Do we have proof that this actually solves these two bugs?
- Windows service for Beat does not stop when output is unreachable #40518
- Windows service for Beat does not stop gracefully #38666
I see the original test to prove we can recover from a network error, but not anything proving that the Beat shut down quickly if one of its outgoing network requests is long running.
I have not had success reproducing those bugs manually, I tried with an older version of Filebeat that should still have the issue, however I didn't go through the whole Windows service manager, I was trying to get the Filebeat to get stuck during its shutdown process.
I can try it once more to reproduce and craft a test to ensure the bugs are fixed.
@marc-gr could you please review this PR?
I've unlinked this PR from https://github.com/elastic/beats/issues/40928. While the refactoring here should fix the issues mentioned on https://github.com/elastic/beats/issues/40928, we still need tests to ensure it. This PR is already rather large, so let's merge it as it is and work on writing the tests for https://github.com/elastic/beats/issues/40928 on a separated PR.
I also removed the backport from 8.15 and 8.16. This PR is rather large and the FF has passed, if needed we can backport it to a 8.16 patch release after more extensive testing.
This does fix https://github.com/elastic/beats/issues/40928 as it was written, but it doesn't fix all of the related issues.
The scope of https://github.com/elastic/beats/issues/40928 is only the regression test for the 8.15.1 bug where we would not reconnect after an error. You do have a test for that in this PR, so you can close it.
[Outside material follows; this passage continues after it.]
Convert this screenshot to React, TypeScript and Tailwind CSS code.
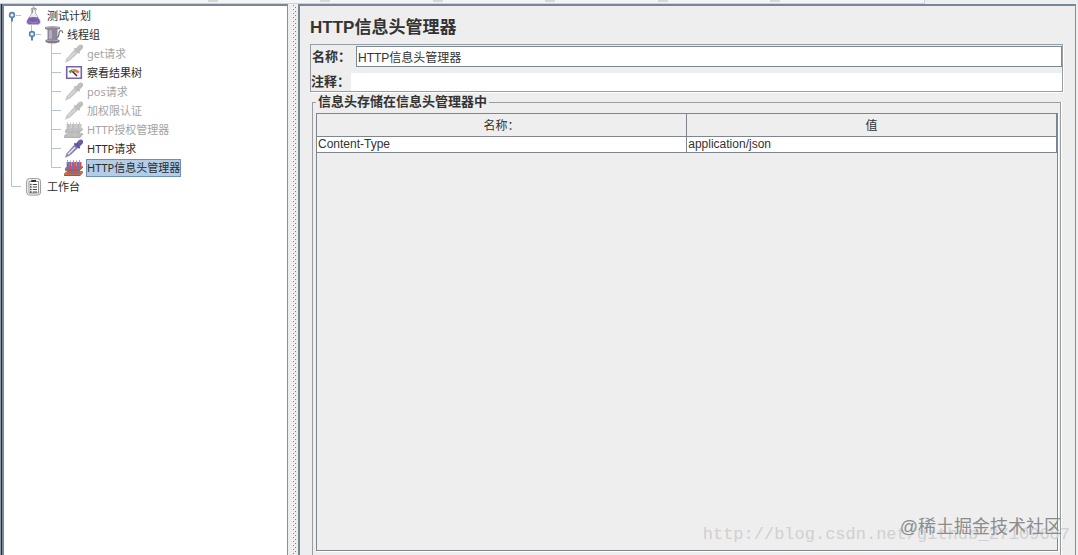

The bugs we can’t close are https://github.com/elastic/beats/issues/40518 and https://github.com/elastic/beats/issues/38666 which have no test proving they were fixed. I think the cause of these is that there was no context propagated from the SIGINT handler to the ES output to allow interrupting a long running connection. I think you wired this up, but we haven’t actually confirmed this fixed the problem so can’t close them.